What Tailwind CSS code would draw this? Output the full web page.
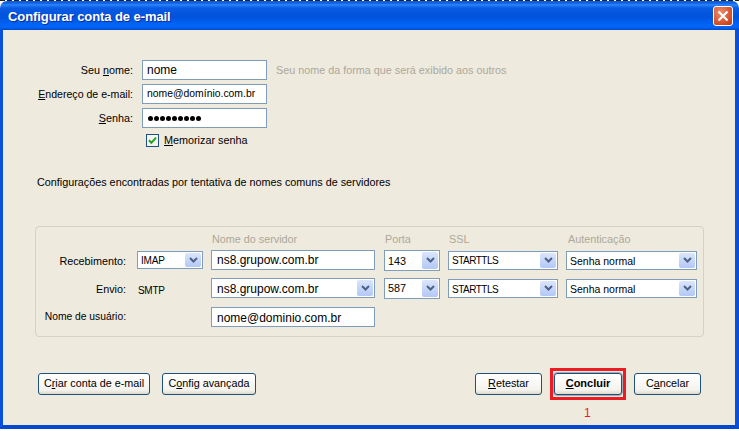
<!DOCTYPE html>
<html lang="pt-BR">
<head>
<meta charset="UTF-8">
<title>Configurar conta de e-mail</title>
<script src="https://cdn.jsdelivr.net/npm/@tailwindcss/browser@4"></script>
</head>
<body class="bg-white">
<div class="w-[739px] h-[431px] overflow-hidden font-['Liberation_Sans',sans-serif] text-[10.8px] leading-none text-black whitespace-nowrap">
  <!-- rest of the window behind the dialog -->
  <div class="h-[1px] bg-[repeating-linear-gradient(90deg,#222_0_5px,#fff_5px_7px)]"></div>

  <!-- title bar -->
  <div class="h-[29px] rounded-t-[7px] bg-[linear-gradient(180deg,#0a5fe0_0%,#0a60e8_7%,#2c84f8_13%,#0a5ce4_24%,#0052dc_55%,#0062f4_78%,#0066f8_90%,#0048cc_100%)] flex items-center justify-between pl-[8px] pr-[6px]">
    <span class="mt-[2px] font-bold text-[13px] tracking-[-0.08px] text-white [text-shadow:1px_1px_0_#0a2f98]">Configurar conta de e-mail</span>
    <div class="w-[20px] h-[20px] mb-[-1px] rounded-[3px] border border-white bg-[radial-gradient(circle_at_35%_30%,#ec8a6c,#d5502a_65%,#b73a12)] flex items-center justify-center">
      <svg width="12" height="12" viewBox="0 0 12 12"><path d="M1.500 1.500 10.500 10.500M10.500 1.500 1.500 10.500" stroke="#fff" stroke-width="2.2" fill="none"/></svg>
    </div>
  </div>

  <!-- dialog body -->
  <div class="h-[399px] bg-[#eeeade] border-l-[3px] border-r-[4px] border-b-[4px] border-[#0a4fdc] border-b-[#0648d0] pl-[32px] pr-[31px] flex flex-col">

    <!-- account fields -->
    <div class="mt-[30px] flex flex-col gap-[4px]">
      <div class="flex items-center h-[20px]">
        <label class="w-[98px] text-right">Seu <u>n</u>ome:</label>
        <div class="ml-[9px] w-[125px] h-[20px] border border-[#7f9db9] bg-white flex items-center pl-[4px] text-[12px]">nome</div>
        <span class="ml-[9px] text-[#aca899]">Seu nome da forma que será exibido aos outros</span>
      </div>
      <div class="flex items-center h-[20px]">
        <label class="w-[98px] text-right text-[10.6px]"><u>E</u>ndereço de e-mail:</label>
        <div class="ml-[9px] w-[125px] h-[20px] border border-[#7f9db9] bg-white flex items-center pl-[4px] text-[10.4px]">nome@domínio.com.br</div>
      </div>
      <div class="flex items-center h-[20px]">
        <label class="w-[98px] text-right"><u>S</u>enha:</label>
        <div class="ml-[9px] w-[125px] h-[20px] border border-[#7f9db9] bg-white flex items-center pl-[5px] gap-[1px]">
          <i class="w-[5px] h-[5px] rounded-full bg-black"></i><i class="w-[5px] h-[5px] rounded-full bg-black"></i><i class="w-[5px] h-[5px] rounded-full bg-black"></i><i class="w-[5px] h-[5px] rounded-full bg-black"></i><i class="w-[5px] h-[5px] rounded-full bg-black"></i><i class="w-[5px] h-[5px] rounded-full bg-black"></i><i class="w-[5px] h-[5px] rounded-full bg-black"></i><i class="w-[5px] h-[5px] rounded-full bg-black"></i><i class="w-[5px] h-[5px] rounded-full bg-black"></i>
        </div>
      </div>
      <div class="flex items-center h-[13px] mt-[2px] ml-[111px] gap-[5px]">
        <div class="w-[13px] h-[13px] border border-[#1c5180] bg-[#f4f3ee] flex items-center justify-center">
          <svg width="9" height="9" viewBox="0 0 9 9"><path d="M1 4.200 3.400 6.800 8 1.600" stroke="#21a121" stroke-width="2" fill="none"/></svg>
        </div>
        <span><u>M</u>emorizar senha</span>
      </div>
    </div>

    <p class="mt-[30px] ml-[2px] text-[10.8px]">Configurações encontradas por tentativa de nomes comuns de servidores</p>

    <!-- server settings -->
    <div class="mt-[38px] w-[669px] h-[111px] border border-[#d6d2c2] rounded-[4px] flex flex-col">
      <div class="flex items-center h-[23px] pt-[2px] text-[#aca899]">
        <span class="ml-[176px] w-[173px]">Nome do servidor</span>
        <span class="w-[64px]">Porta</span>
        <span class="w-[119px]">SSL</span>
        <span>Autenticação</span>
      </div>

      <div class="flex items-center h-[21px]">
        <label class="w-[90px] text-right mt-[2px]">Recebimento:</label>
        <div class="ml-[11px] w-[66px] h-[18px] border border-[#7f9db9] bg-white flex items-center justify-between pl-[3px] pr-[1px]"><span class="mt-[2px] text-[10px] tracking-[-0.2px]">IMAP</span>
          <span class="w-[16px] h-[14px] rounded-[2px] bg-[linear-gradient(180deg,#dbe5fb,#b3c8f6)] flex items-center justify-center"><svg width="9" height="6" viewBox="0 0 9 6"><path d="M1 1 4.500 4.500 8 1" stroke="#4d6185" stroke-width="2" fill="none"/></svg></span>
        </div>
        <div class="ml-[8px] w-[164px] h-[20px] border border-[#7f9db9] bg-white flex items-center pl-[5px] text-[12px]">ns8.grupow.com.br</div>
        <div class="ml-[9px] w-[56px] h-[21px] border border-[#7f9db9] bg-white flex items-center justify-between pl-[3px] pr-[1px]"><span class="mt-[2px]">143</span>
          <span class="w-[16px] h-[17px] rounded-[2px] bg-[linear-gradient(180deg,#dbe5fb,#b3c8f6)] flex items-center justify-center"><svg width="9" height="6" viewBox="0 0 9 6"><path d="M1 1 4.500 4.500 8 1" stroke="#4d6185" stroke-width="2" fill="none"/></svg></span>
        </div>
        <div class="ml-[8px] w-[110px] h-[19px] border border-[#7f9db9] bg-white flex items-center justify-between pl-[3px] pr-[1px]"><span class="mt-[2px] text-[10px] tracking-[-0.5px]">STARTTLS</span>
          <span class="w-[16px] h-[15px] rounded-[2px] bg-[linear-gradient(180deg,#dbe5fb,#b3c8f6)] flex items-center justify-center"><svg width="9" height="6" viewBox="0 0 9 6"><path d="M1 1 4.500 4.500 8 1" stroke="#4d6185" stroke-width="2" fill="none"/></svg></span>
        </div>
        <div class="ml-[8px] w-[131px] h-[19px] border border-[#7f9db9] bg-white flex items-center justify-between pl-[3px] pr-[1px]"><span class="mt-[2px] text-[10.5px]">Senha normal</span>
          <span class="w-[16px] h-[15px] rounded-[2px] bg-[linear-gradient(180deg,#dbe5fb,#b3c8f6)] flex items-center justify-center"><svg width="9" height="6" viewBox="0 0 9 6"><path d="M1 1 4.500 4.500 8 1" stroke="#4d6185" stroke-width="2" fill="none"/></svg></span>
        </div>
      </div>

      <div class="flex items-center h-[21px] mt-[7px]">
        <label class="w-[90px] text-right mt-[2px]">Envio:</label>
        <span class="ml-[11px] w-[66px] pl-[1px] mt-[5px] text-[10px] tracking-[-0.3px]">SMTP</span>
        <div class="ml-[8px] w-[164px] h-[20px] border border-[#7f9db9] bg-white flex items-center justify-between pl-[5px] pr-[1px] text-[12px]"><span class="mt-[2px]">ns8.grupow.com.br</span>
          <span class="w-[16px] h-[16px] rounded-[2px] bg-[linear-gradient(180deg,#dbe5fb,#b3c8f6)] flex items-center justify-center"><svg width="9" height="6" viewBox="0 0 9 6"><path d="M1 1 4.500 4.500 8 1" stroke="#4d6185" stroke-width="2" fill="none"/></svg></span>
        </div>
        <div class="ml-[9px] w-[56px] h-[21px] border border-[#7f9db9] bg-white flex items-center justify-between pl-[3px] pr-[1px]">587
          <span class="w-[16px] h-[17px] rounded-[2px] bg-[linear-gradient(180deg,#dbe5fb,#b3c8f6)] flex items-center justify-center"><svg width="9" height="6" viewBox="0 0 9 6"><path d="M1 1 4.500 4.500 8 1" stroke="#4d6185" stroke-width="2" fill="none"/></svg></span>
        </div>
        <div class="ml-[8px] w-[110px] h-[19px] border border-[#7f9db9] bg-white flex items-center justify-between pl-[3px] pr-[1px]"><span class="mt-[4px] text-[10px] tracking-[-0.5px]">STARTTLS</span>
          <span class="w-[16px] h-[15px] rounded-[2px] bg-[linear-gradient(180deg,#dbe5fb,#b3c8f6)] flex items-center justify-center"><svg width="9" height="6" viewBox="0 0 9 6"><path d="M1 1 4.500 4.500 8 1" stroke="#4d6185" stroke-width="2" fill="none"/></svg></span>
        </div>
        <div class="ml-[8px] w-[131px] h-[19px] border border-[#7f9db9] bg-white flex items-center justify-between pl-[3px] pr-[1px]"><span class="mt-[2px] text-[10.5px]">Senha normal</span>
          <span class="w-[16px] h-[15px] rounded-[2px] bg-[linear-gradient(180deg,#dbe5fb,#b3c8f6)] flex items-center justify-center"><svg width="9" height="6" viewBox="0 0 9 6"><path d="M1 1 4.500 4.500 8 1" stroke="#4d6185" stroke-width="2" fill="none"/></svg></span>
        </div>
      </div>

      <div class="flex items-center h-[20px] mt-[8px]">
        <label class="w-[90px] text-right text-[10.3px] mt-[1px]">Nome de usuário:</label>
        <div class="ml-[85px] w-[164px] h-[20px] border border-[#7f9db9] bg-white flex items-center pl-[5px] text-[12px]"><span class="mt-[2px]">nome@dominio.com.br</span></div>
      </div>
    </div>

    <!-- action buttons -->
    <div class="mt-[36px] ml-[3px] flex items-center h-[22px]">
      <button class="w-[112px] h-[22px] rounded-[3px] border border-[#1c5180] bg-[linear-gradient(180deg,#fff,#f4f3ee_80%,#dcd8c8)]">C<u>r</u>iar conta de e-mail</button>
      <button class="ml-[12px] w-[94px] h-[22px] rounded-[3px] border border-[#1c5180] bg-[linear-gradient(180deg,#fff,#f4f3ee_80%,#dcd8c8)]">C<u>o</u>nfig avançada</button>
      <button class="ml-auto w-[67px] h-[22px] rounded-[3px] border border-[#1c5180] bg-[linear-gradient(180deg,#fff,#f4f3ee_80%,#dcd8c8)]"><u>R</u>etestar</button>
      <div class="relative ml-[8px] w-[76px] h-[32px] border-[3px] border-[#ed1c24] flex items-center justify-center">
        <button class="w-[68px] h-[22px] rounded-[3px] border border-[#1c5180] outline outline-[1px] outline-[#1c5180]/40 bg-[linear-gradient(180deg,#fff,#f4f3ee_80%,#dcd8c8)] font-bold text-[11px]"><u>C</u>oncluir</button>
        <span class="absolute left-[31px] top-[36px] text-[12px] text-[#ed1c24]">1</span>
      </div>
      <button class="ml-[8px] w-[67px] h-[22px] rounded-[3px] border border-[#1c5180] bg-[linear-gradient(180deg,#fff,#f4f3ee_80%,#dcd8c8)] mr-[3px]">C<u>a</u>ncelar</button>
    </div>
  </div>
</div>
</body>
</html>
○ ○ ○
Find "full". Copy every line it occurs in.

■ **Correct output**:
What Tailwind CSS code would draw this? Output the full web page.
          <i class="w-[5px] h-[5px] rounded-full bg-black"></i><i class="w-[5px] h-[5px] rounded-full bg-black"></i><i class="w-[5px] h-[5px] rounded-full bg-black"></i><i class="w-[5px] h-[5px] rounded-full bg-black"></i><i class="w-[5px] h-[5px] rounded-full bg-black"></i><i class="w-[5px] h-[5px] rounded-full bg-black"></i><i class="w-[5px] h-[5px] rounded-full bg-black"></i><i class="w-[5px] h-[5px] rounded-full bg-black"></i><i class="w-[5px] h-[5px] rounded-full bg-black"></i>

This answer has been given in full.